In the context of this article, "idle" does not refer to an unused cache node but rather to a failed financial commitment. An ElastiCache Reserved Node in a payment-failed state is an idle or wasted discount. The technical asset is active and incurring costs, but the financial instrument designed to reduce those costs is inactive.

The primary signal for this condition is the reservation’s status within the AWS Management Console. An audit of ElastiCache Reserved Nodes will reveal any commitments that are not in the active state. Monitoring this status attribute is the key to identifying this form of financial waste before it accumulates into a significant budget overrun.

Common Scenarios

Scenario 1

A team purchases "No Upfront" Reserved Nodes, assuming that since no initial payment is due, the transaction cannot fail. However, AWS still performs an internal validation of the account’s standing. If the account has restrictions or is new, this zero-dollar transaction can be rejected, silently placing the reservation into a payment-failed state.

Scenario 2

An engineer makes a large "All Upfront" or "Partial Upfront" purchase using a corporate credit card. The charge is flagged by the bank’s automated fraud detection system or exceeds the card’s single-transaction limit. The payment is declined, but the request still creates a reservation record in AWS with a payment-failed status.

Scenario 3

The finance department updates the company’s primary credit card or billing address but forgets to update the details in the AWS Billing and Cost Management console. When a reservation renewal or new purchase is attempted, the transaction fails due to mismatched information, leading to an invalid reservation and unexpected On-Demand charges.

Risks and Trade-offs

Ignoring failed reservation payments introduces more than just financial risk. Persistent billing failures can negatively impact your organization’s standing with AWS and, in extreme cases, lead to account suspension, causing a catastrophic service outage.

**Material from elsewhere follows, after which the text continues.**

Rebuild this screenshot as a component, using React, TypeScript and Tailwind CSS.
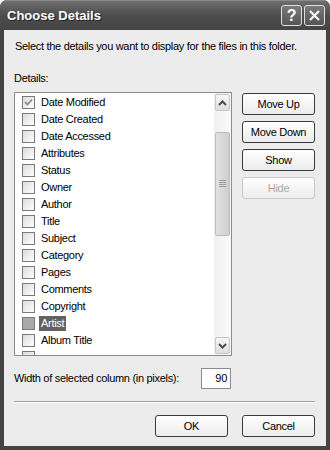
import { useState } from "react";

const details = [
  "Date Modified",
  "Date Created",
  "Date Accessed",
  "Attributes",
  "Status",
  "Owner",
  "Author",
  "Title",
  "Subject",
  "Category",
  "Pages",
  "Comments",
  "Copyright",
  "Artist",
  "Album Title",
];

function CheckBox({ checked, selected }: { checked: boolean; selected: boolean }) {
  return (
    <div
      className={
        "w-[13px] h-[13px] border border-[#7a7a7a] flex items-center justify-center shrink-0 " +
        (selected ? "bg-[#a9a9a9]" : "bg-gradient-to-br from-[#dcdcdc] to-white")
      }
    >
      {checked && (
        <svg width="9" height="9" viewBox="0 0 9 9">
          <path d="M1 4 L3.5 6.5 L8 1.5" fill="none" stroke="#8c8c8c" strokeWidth="1.8" />
        </svg>
      )}
    </div>
  );
}

function XpButton({ label, disabled, className = "" }: { label: string; disabled?: boolean; className?: string }) {
  return (
    <button
      className={
        "w-[73px] h-[22px] rounded-[3px] border text-[11px] leading-none bg-gradient-to-b from-white to-[#ececec] " +
        (disabled ? "border-[#c9c9c9] text-[#a8a8a8]" : "border-[#3a3a3a] text-black") +
        " " +
        className
      }
    >
      {label}
    </button>
  );
}

function ScrollArrow({ up }: { up: boolean }) {
  return (
    <div className="h-[17px] mx-[1px] rounded-[2px] border border-[#c8c8c8] bg-gradient-to-b from-[#f7f7f7] to-[#dedede] flex items-center justify-center">
      <svg width="9" height="6" viewBox="0 0 9 6">
        <path d={up ? "M1 5 L4.5 1.5 L8 5" : "M1 1 L4.5 4.5 L8 1"} fill="none" stroke="#4d4d4d" strokeWidth="2" />
      </svg>
    </div>
  );
}

export default function App() {
  const [checked] = useState<Record<string, boolean>>({ "Date Modified": true });
  const selected = "Artist";

  return (
    <div
      className="w-[330px] h-[450px] flex flex-col bg-white text-[11px] text-black tracking-[-0.3px]"
      style={{ fontFamily: '"Liberation Sans", Arial, sans-serif' }}
    >
      <div className="flex-1 flex flex-col rounded-t-[7px] bg-[#444] overflow-hidden">
        {/* title bar */}
        <div className="h-[30px] shrink-0 flex items-center pl-[7px] pr-[5px] bg-gradient-to-b from-[#6e6e6e] via-[#4c4c4c] to-[#454545] border-t border-[#8a8a8a]">
          <span className="text-white font-bold text-[13px] tracking-normal [text-shadow:1px_1px_0_#222]">Choose Details</span>
          <div className="ml-auto flex gap-[2px]">
            <div className="w-[21px] h-[21px] rounded-[3px] border border-[#e0e0e0] bg-gradient-to-b from-[#7a7a7a] to-[#555] flex items-center justify-center text-white font-bold text-[16px]">
              ?
            </div>
            <div className="w-[21px] h-[21px] rounded-[3px] border border-[#e0e0e0] bg-gradient-to-b from-[#7a7a7a] to-[#555] flex items-center justify-center">
              <svg width="11" height="11" viewBox="0 0 11 11">
                <path d="M1 1 L10 10 M10 1 L1 10" stroke="white" strokeWidth="2" />
              </svg>
            </div>
          </div>
        </div>

        {/* body */}
        <div className="flex-1 mx-[4px] mb-[4px] bg-[#ececec] flex flex-col pl-[10px] pr-[11px]">
          <div className="mt-[10px] pl-[1px] leading-[13px] whitespace-nowrap">
            Select the details you want to display for the files in this folder.
          </div>
          <div className="mt-[19px] leading-[13px]">Details:</div>

          <div className="mt-[7px] flex gap-[10px]">
            <div className="w-[219px] h-[264px] border border-[#8c8c8c] bg-white flex">
              <div className="flex-1 overflow-hidden pt-[1px]">
                {details.map(d => (
                  <div key={d} className="h-[17px] flex items-center pl-[7px]">
                    <CheckBox checked={!!checked[d]} selected={d === selected} />
                    <span
                      className={
                        "ml-[4px] px-[2px] leading-[15px] " +
                        (d === selected ? "bg-[#636363] text-white" : "")
                      }
                    >
                      {d}
                    </span>
                  </div>
                ))}
                <div className="h-[17px] flex items-start pl-[7px] pt-[2px]">
                  <CheckBox checked={false} selected={false} />
                </div>
              </div>
              <div className="w-[17px] py-[1px] bg-gradient-to-r from-[#f0f0f0] to-[#fafafa] flex flex-col">
                <ScrollArrow up />
                <div className="h-[21px]" />
                <div className="h-[104px] mx-[1px] rounded-[2px] border border-[#bdbdbd] bg-gradient-to-r from-[#e2e2e2] to-[#cfcfcf] flex items-center justify-center">
                  <svg width="7" height="8" viewBox="0 0 7 8">
                    <path d="M0 0.5 H7 M0 2.5 H7 M0 4.5 H7 M0 6.5 H7" stroke="#a0a0a0" strokeWidth="1" />
                  </svg>
                </div>
                <div className="flex-1" />
                <ScrollArrow up={false} />
              </div>
            </div>

            <div className="flex flex-col gap-[6px] pt-[1px]">
              <XpButton label="Move Up" />
              <XpButton label="Move Down" />
              <XpButton label="Show" />
              <XpButton label="Hide" disabled />
            </div>
          </div>

          <div className="mt-[12px] flex items-center">
            <span className="w-[187px] whitespace-nowrap">Width of selected column (in pixels):</span>
            <div className="w-[30px] h-[21px] border border-[#8c8c8c] bg-white flex items-center justify-end pr-[3px]">
              90
            </div>
          </div>

          <div className="mt-[12px] h-[1px] bg-[#a0a0a0] border-b border-white box-content" />

          <div className="mt-[12px] flex justify-end gap-[14px]">
            <XpButton label="OK" />
            <XpButton label="Cancel" />
          </div>
        </div>
      </div>
    </div>
  );
}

Furthermore, some Reserved Nodes offer a capacity reservation benefit, guaranteeing that you can launch specific node types in a particular Availability Zone. When a payment fails, this capacity guarantee is lost. This undermines your disaster recovery and high-availability strategies, as the resources you depend on during a scaling event or failover may not be available when you need them most.

Recommended Guardrails

To prevent the financial drain from failed reservations, organizations should implement robust governance and financial guardrails. Establish a clear policy that requires finance teams to be notified before any significant upfront reservation purchase, ensuring credit limits are sufficient and transactions are pre-approved.

Implement a mandatory tagging policy for all reservations to assign clear ownership and cost-center allocation. This ensures accountability and simplifies showback or chargeback processes. Furthermore, configure budget alerts within AWS to automatically notify stakeholders when spending on ElastiCache services deviates from the forecast, which can be an early indicator of a failed discount.

Provider Notes

AWS

In AWS, managing this issue centers on the Amazon ElastiCache console and the AWS Billing and Cost Management dashboard. Reservations are region-specific, so it is essential to audit the "Reserved nodes" section in every active AWS region. A reservation with a status of payment-failed cannot be reactivated; it must be noted for auditing purposes and a new reservation must be purchased after the root cause of the payment failure has been resolved. Proactive monitoring can be configured using AWS services to alert on specific billing events or status changes.

Binadox Operational Playbook

Binadox Insight: A failed reservation is a FinOps governance failure, not just a technical glitch. It exposes weaknesses in the communication between engineering and finance, highlighting the need for cross-functional processes around cloud procurement.

Binadox Checklist:

  • Regularly audit the "Reserved nodes" section in the Amazon ElastiCache console across all AWS regions.
  • Filter for any reservations with a status of payment-failed.
  • Work with your finance team to validate the primary payment method in the AWS Billing console.
  • Investigate and resolve the root cause of the failure (e.g., credit limits, fraud alerts) before repurchasing.
  • Establish a pre-purchase notification process between engineering and finance for large commitments.
  • Set up AWS budget alerts for ElastiCache costs to catch variances early.

Binadox KPIs to Track:

  • Number of Failed Reservations: Track the count of payment-failed reservations per quarter to measure process improvement.
  • Mean Time to Detection (MTTD): Measure the average time it takes to identify a failed payment from the date of purchase.
  • Cost Variance: Monitor the difference between forecasted and actual spend for ElastiCache to quantify the financial impact.

Binadox Common Pitfalls:

  • Assuming "No Upfront" reservations cannot fail.
  • Forgetting to audit reservations in non-primary AWS regions.
  • Repurchasing a reservation without first resolving the underlying payment issue.
  • Lacking a communication channel between engineering teams making purchases and the finance team managing payment methods.

Conclusion

Failed AWS ElastiCache Reserved Node payments are a costly and avoidable source of cloud waste. They represent a silent drain on your budget that can undermine your entire cost optimization strategy if left unchecked.

By implementing proactive governance, establishing clear communication workflows between teams, and leveraging automated alerting, you can protect your organization from these hidden costs. Treat financial integrity as a core operational discipline to ensure you realize the full value of your AWS commitments.